Controversies and debates

  • Enforcement versus openness: A core point of contention concerns how strictly the manual should constrain or expand eligibility, especially in areas like asylum or public benefits. Proponents of tighter interpretation argue that a rigorous, policy-driven application preserves national sovereignty, reduces welfare strain, and deters abuse of the system. Critics claim that too-narrow interpretations can deny opportunities to asylum seekers, skilled workers, or family members who deserve consideration under the law. The policy manual’s language in asylum and public charge sections often becomes a flashpoint in these debates, with discussions framed around fairness, due process, and the practicality of enforcement. See debates around Asylum and Public charge for concrete examples.

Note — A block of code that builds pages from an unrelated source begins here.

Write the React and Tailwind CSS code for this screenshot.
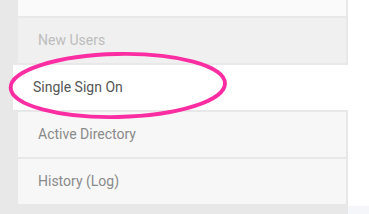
import React from "react";

// ─── Sidebar row ─────────────────────────────────────────────────────────────

function Row({ label, tone = "normal" }) {
  if (tone === "active") {
    return (
      <div className="relative z-10 -ml-[5px] -mr-[23px] flex h-[45px] items-center bg-white pl-5 text-[14px] text-[#555555]">
        {label}
      </div>
    );
  }
  return (
    <div
      className={`flex h-[45px] items-center pl-5 text-[14px] ${
        tone === "muted" ? "bg-[#f0f0f0] text-[#bdbdbd]" : "bg-[#f7f7f7] text-[#8a8a8a]"
      }`}
    >
      {label}
    </div>
  );
}

export default function App() {
  return (
    <div
      className="relative flex h-[214px] w-[369px] overflow-hidden bg-white"
      style={{ fontFamily: "Roboto, 'Liberation Sans', sans-serif" }}
    >
      {/* Sidebar column */}
      <div className="flex w-[348px] shrink-0 flex-col gap-[2px] bg-[#e8e8e8] pl-[18px] pr-[2px]">
        <div className="h-[16px] bg-[#fafafa]" />
        <Row label="New Users" tone="muted" />
        <Row label="Single Sign On" tone="active" />
        <Row label="Active Directory" />
        <Row label="History (Log)" />
      </div>

      {/* Content edge */}
      <div className="flex flex-1 flex-col">
        <div className="h-[206px]" />
        <div className="flex-1 bg-[#f4f6f9]" />
      </div>

      {/* Highlight annotation */}
      <svg
        className="pointer-events-none absolute left-0 top-0 z-20"
        width="369"
        height="214"
        viewBox="0 0 369 214"
      >
        <ellipse
          cx="117.8"
          cy="85.5"
          rx="107.2"
          ry="31.5"
          transform="rotate(-1.2 117.8 85.5)"
          fill="none"
          stroke="#fa2ea2"
          strokeWidth="3.8"
        />
      </svg>
    </div>
  );
}
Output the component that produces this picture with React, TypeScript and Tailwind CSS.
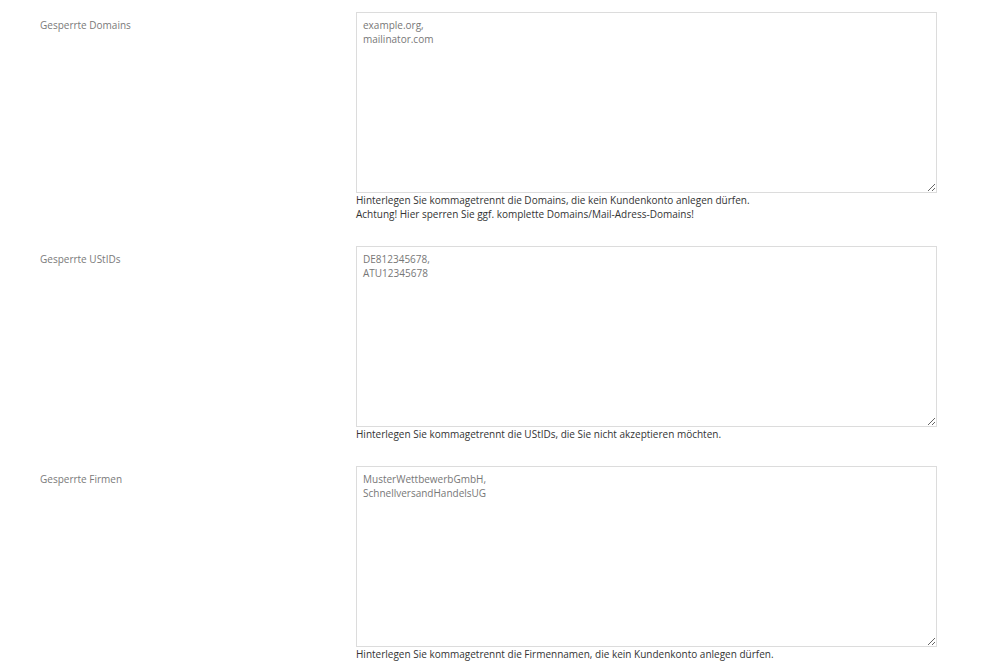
const rows = [
  {
    label: "Gesperrte Domains",
    value: "example.org,\nmailinator.com",
    help: [
      "Hinterlegen Sie kommagetrennt die Domains, die kein Kundenkonto anlegen dürfen.",
      "Achtung! Hier sperren Sie ggf. komplette Domains/Mail-Adress-Domains!",
    ],
  },
  {
    label: "Gesperrte UStIDs",
    value: "DE812345678,\nATU12345678",
    help: ["Hinterlegen Sie kommagetrennt die UStIDs, die Sie nicht akzeptieren möchten."],
  },
  {
    label: "Gesperrte Firmen",
    value: "MusterWettbewerbGmbH,\nSchnellversandHandelsUG",
    help: ["Hinterlegen Sie kommagetrennt die Firmennamen, die kein Kundenkonto anlegen dürfen."],
  },
]

export default function App() {
  return (
    <div className="min-h-screen bg-white pt-[12px] pl-[40px] font-['Open_Sans',sans-serif] text-[10px]">
      {rows.map((row) => (
        <div key={row.label} className="flex mb-[25px]">
          <label className="w-[316px] shrink-0 pt-[6px] leading-[14px] text-[#7a7a7a]">{row.label}</label>
          <div className="w-[581px]">
            <textarea
              defaultValue={row.value}
              className="block w-full h-[181px] border border-[#dcdcdc] px-[6px] py-[5px] leading-[14px] text-[#777777] outline-none resize-y"
            />
            <div className="leading-[14px] text-[#333333]">
              {row.help.map((line) => (
                <div key={line}>{line}</div>
              ))}
            </div>
          </div>
        </div>
      ))}
    </div>
  )
}
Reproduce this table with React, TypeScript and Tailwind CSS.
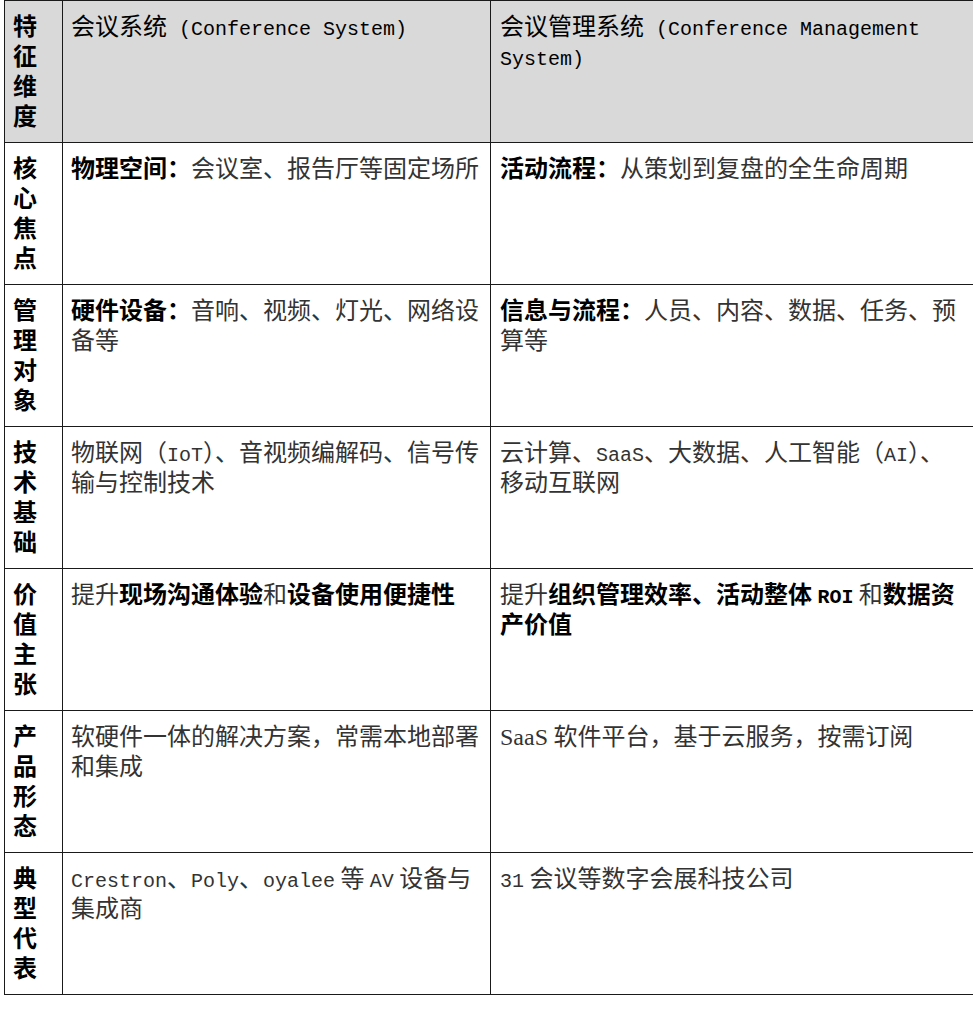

  • Detention, due process, and resources: Critics on one side argue that aggressive enforcement and detention practices financed or guided by policy language can trample due process or impose undue hardship on families. Supporters counter that orderly processing, timely decisions, and the enforcement of immigration laws are necessary for national security and rule of law. The policy manual’s treatment of detention guidance and processing timelines highlights these tensions.
  • Backlogs and efficiency: With a steady flow of petitions and applications, some observers argue the manual should push for more streamlined adjudication and clearer timelines to reduce backlogs. Advocates say that maintaining high standards and careful review is essential and that efficiency should not trump accuracy or due process.
  • Family-based versus merit-based priorities: The manual’s treatment of family-based petitions, sponsor obligations, and pathways to lawful status sits at the heart of a broader policy debate about whether immigration policy should emphasize family reunification, labor market needs, or a hybrid approach. Right-leaning critics tend to emphasize sponsor responsibility, national interest, and the importance of minimizing non-core welfare costs, while proponents stress family unity and humanitarian considerations. See I-130 and broader discussions of Immigration policy in the United States for context.
  • Warnings about “wokeness” and administrative drift: Critics from the center-right often argue that some policy language or interpretive choices reflect broader ideological shifts in immigration discourse that de-emphasize enforcement or due process in ways that undermine sovereignty. Supporters of the manual respond that policy refinements are necessary to reflect court rulings, statutory changes, and real-world conditions, and that the goal remains a fair but firm adjudication of lawful claims.

In presenting these debates, the article notes that the policy manual is a tool of the executive branch designed to implement lawful policy within the bounds of Congress and the courts. Its effectiveness is judged by its adherence to statutory requirements, the predictability it creates for applicants, and the integrity it preserves in the immigration system.